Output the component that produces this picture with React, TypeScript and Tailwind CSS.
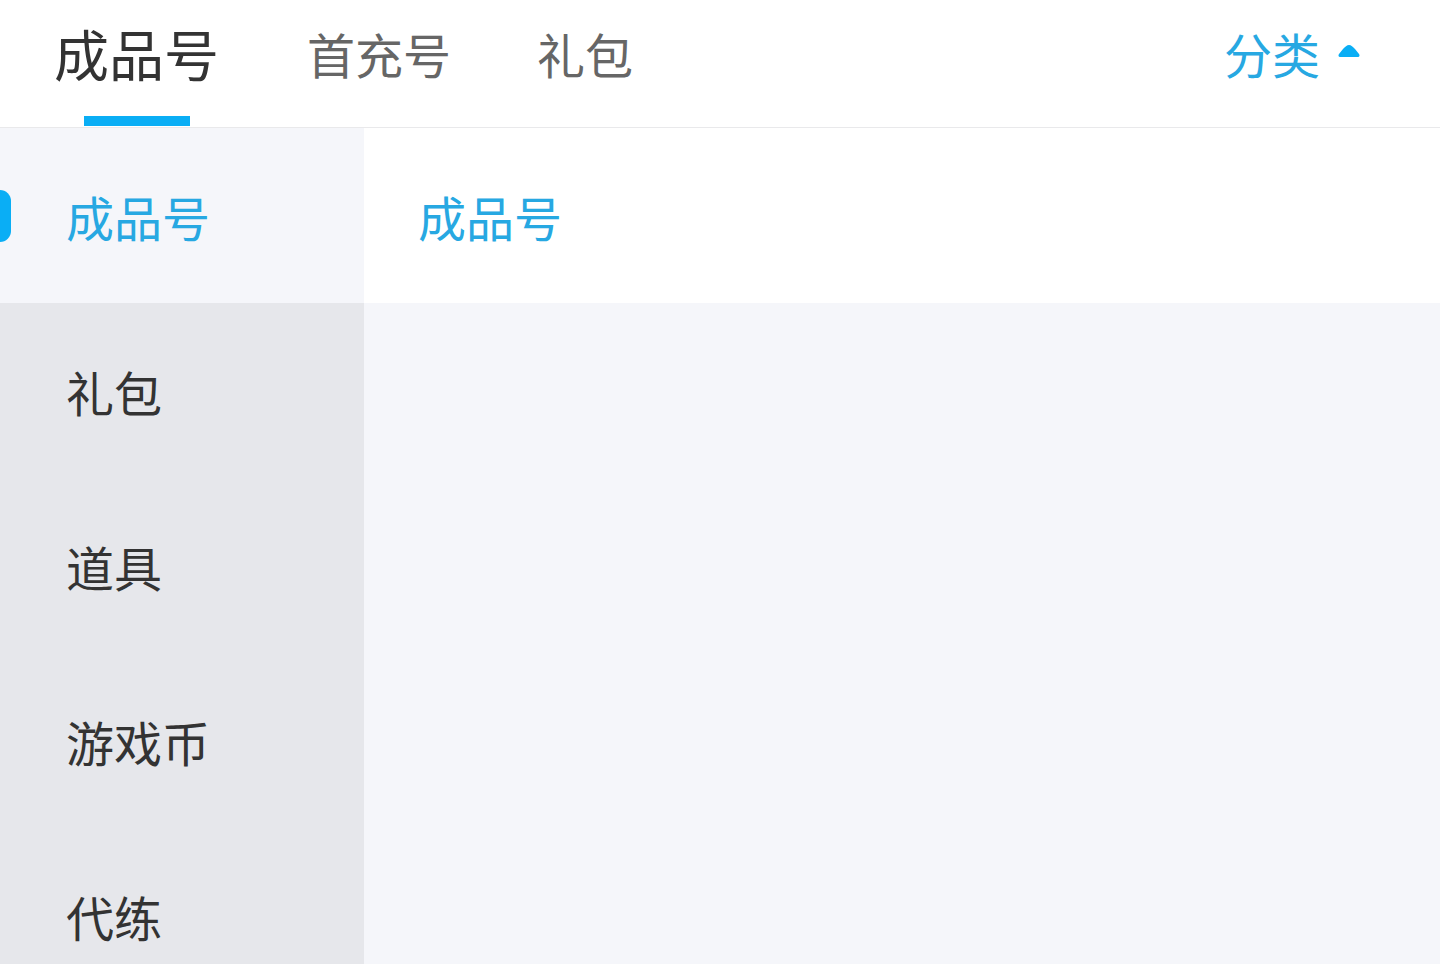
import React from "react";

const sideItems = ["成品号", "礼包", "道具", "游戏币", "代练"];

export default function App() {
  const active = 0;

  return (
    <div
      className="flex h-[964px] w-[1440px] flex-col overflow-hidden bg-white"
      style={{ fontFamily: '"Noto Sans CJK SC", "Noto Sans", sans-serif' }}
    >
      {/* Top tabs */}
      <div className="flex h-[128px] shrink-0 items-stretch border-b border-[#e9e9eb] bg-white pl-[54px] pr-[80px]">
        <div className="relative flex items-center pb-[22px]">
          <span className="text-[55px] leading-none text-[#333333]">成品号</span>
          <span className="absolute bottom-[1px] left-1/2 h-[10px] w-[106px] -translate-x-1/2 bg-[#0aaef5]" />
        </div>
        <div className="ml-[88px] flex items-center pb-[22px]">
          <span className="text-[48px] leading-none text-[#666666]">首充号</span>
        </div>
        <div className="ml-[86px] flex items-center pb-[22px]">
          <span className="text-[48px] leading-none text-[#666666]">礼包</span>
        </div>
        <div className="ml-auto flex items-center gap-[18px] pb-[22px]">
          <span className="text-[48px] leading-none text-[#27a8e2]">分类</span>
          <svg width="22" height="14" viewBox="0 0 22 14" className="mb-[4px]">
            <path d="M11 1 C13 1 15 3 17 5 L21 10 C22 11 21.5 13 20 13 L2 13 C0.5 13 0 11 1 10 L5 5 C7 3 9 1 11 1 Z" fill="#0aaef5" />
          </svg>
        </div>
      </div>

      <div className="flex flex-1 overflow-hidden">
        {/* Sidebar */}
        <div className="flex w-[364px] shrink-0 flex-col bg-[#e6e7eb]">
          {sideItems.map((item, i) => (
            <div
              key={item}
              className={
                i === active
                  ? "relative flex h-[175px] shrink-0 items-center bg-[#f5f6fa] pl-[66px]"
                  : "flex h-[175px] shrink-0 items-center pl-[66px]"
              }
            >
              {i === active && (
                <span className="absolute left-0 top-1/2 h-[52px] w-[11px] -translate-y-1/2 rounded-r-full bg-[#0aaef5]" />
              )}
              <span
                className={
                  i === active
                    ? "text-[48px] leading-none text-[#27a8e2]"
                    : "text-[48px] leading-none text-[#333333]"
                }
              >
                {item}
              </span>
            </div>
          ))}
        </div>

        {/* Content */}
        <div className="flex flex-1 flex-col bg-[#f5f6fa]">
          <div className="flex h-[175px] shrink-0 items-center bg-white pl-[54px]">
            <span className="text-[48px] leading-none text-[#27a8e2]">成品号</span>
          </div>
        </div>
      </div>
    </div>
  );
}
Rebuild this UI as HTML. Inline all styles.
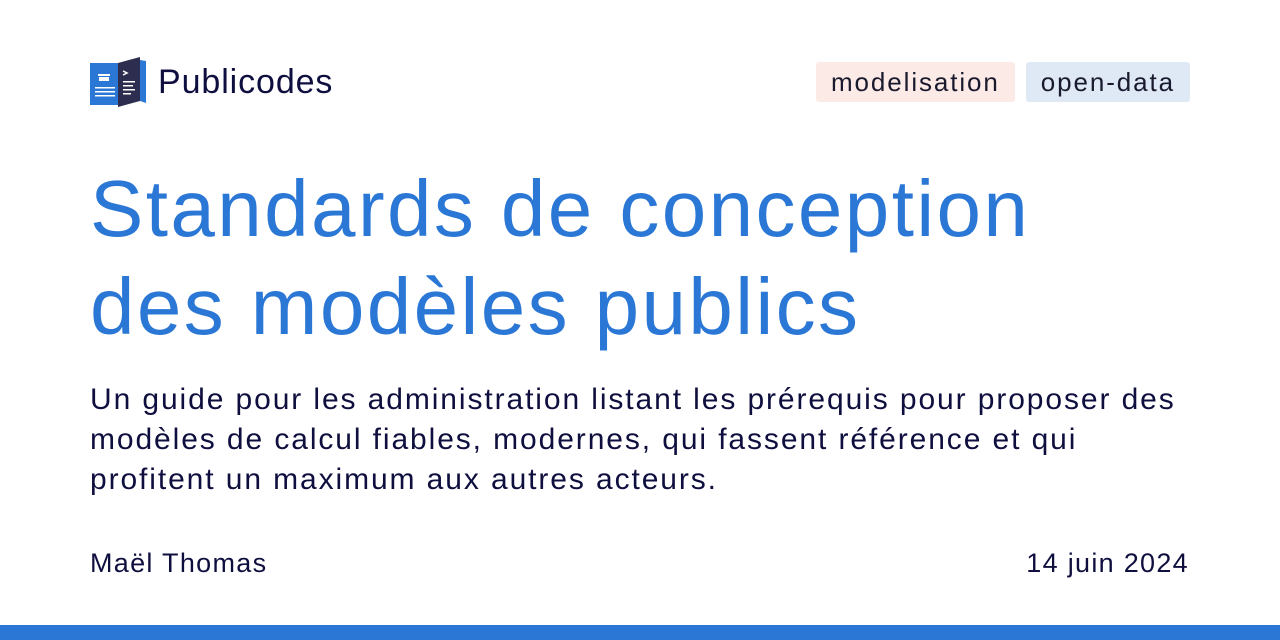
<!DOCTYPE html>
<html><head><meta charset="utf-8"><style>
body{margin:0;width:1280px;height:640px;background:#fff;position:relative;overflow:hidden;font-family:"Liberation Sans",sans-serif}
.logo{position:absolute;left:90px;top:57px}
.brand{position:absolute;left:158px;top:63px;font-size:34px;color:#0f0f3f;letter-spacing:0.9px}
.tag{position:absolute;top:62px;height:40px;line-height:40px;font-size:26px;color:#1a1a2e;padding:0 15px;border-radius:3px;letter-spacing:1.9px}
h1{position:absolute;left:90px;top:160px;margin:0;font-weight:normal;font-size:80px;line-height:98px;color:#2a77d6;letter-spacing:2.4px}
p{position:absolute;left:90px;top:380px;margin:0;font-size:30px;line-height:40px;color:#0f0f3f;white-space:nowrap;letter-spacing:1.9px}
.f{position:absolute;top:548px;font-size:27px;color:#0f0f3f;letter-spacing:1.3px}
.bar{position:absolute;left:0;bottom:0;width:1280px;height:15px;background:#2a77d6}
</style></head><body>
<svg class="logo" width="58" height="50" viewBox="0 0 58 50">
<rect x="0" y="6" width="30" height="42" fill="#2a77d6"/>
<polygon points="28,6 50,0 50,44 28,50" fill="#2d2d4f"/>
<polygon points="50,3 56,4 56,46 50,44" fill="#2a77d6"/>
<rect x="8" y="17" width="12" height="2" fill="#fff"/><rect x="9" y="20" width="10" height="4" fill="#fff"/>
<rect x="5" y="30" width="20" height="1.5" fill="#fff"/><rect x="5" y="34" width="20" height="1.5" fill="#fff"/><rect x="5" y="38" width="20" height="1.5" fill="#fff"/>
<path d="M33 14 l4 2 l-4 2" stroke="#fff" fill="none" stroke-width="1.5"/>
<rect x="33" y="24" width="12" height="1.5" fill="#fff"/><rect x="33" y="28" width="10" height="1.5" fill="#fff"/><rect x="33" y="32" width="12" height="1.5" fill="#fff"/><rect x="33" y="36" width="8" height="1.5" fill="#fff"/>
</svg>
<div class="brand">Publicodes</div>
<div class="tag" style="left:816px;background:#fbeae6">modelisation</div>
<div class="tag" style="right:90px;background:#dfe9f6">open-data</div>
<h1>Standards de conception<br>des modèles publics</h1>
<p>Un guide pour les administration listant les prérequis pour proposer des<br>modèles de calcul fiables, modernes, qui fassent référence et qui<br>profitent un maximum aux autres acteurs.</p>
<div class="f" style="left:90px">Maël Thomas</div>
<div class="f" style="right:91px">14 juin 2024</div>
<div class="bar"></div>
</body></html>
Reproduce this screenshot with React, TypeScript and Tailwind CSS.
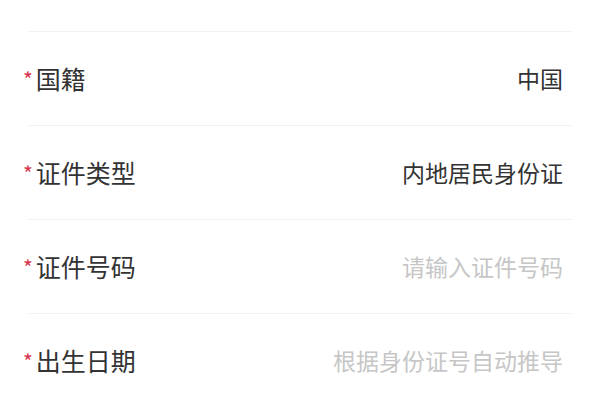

────────

Give an exact reproduction of every line, leaving out any picture.

# Written answer
Output the component that produces this picture with React, TypeScript and Tailwind CSS.
import React from "react";

const sideItems = ["成品号", "礼包", "道具", "游戏币", "代练"];

export default function App() {
  const active = 0;

  return (
    <div
      className="flex h-[964px] w-[1440px] flex-col overflow-hidden bg-white"
      style={{ fontFamily: '"Noto Sans CJK SC", "Noto Sans", sans-serif' }}
    >
      {/* Top tabs */}
      <div className="flex h-[128px] shrink-0 items-stretch border-b border-[#e9e9eb] bg-white pl-[54px] pr-[80px]">
        <div className="relative flex items-center pb-[22px]">
          <span className="text-[55px] leading-none text-[#333333]">成品号</span>
          <span className="absolute bottom-[1px] left-1/2 h-[10px] w-[106px] -translate-x-1/2 bg-[#0aaef5]" />
        </div>
        <div className="ml-[88px] flex items-center pb-[22px]">
          <span className="text-[48px] leading-none text-[#666666]">首充号</span>
        </div>
        <div className="ml-[86px] flex items-center pb-[22px]">
          <span className="text-[48px] leading-none text-[#666666]">礼包</span>
        </div>
        <div className="ml-auto flex items-center gap-[18px] pb-[22px]">
          <span className="text-[48px] leading-none text-[#27a8e2]">分类</span>
          <svg width="22" height="14" viewBox="0 0 22 14" className="mb-[4px]">
            <path d="M11 1 C13 1 15 3 17 5 L21 10 C22 11 21.5 13 20 13 L2 13 C0.5 13 0 11 1 10 L5 5 C7 3 9 1 11 1 Z" fill="#0aaef5" />
          </svg>
        </div>
      </div>

      <div className="flex flex-1 overflow-hidden">
        {/* Sidebar */}
        <div className="flex w-[364px] shrink-0 flex-col bg-[#e6e7eb]">
          {sideItems.map((item, i) => (
            <div
              key={item}
              className={
                i === active
                  ? "relative flex h-[175px] shrink-0 items-center bg-[#f5f6fa] pl-[66px]"
                  : "flex h-[175px] shrink-0 items-center pl-[66px]"
              }
            >
              {i === active && (
                <span className="absolute left-0 top-1/2 h-[52px] w-[11px] -translate-y-1/2 rounded-r-full bg-[#0aaef5]" />
              )}
              <span
                className={
                  i === active
                    ? "text-[48px] leading-none text-[#27a8e2]"
                    : "text-[48px] leading-none text-[#333333]"
                }
              >
                {item}
              </span>
            </div>
          ))}
        </div>

        {/* Content */}
        <div className="flex flex-1 flex-col bg-[#f5f6fa]">
          <div className="flex h-[175px] shrink-0 items-center bg-white pl-[54px]">
            <span className="text-[48px] leading-none text-[#27a8e2]">成品号</span>
          </div>
        </div>
      </div>
    </div>
  );
}
Rebuild this UI as HTML. Inline all styles.
<!DOCTYPE html>
<html><head><meta charset="utf-8"><style>
body{margin:0;width:1280px;height:640px;background:#fff;position:relative;overflow:hidden;font-family:"Liberation Sans",sans-serif}
.logo{position:absolute;left:90px;top:57px}
.brand{position:absolute;left:158px;top:63px;font-size:34px;color:#0f0f3f;letter-spacing:0.9px}
.tag{position:absolute;top:62px;height:40px;line-height:40px;font-size:26px;color:#1a1a2e;padding:0 15px;border-radius:3px;letter-spacing:1.9px}
h1{position:absolute;left:90px;top:160px;margin:0;font-weight:normal;font-size:80px;line-height:98px;color:#2a77d6;letter-spacing:2.4px}
p{position:absolute;left:90px;top:380px;margin:0;font-size:30px;line-height:40px;color:#0f0f3f;white-space:nowrap;letter-spacing:1.9px}
.f{position:absolute;top:548px;font-size:27px;color:#0f0f3f;letter-spacing:1.3px}
.bar{position:absolute;left:0;bottom:0;width:1280px;height:15px;background:#2a77d6}
</style></head><body>
<svg class="logo" width="58" height="50" viewBox="0 0 58 50">
<rect x="0" y="6" width="30" height="42" fill="#2a77d6"/>
<polygon points="28,6 50,0 50,44 28,50" fill="#2d2d4f"/>
<polygon points="50,3 56,4 56,46 50,44" fill="#2a77d6"/>
<rect x="8" y="17" width="12" height="2" fill="#fff"/><rect x="9" y="20" width="10" height="4" fill="#fff"/>
<rect x="5" y="30" width="20" height="1.5" fill="#fff"/><rect x="5" y="34" width="20" height="1.5" fill="#fff"/><rect x="5" y="38" width="20" height="1.5" fill="#fff"/>
<path d="M33 14 l4 2 l-4 2" stroke="#fff" fill="none" stroke-width="1.5"/>
<rect x="33" y="24" width="12" height="1.5" fill="#fff"/><rect x="33" y="28" width="10" height="1.5" fill="#fff"/><rect x="33" y="32" width="12" height="1.5" fill="#fff"/><rect x="33" y="36" width="8" height="1.5" fill="#fff"/>
</svg>
<div class="brand">Publicodes</div>
<div class="tag" style="left:816px;background:#fbeae6">modelisation</div>
<div class="tag" style="right:90px;background:#dfe9f6">open-data</div>
<h1>Standards de conception<br>des modèles publics</h1>
<p>Un guide pour les administration listant les prérequis pour proposer des<br>modèles de calcul fiables, modernes, qui fassent référence et qui<br>profitent un maximum aux autres acteurs.</p>
<div class="f" style="left:90px">Maël Thomas</div>
<div class="f" style="right:91px">14 juin 2024</div>
<div class="bar"></div>
</body></html>
Reproduce this screenshot with React, TypeScript and Tailwind CSS.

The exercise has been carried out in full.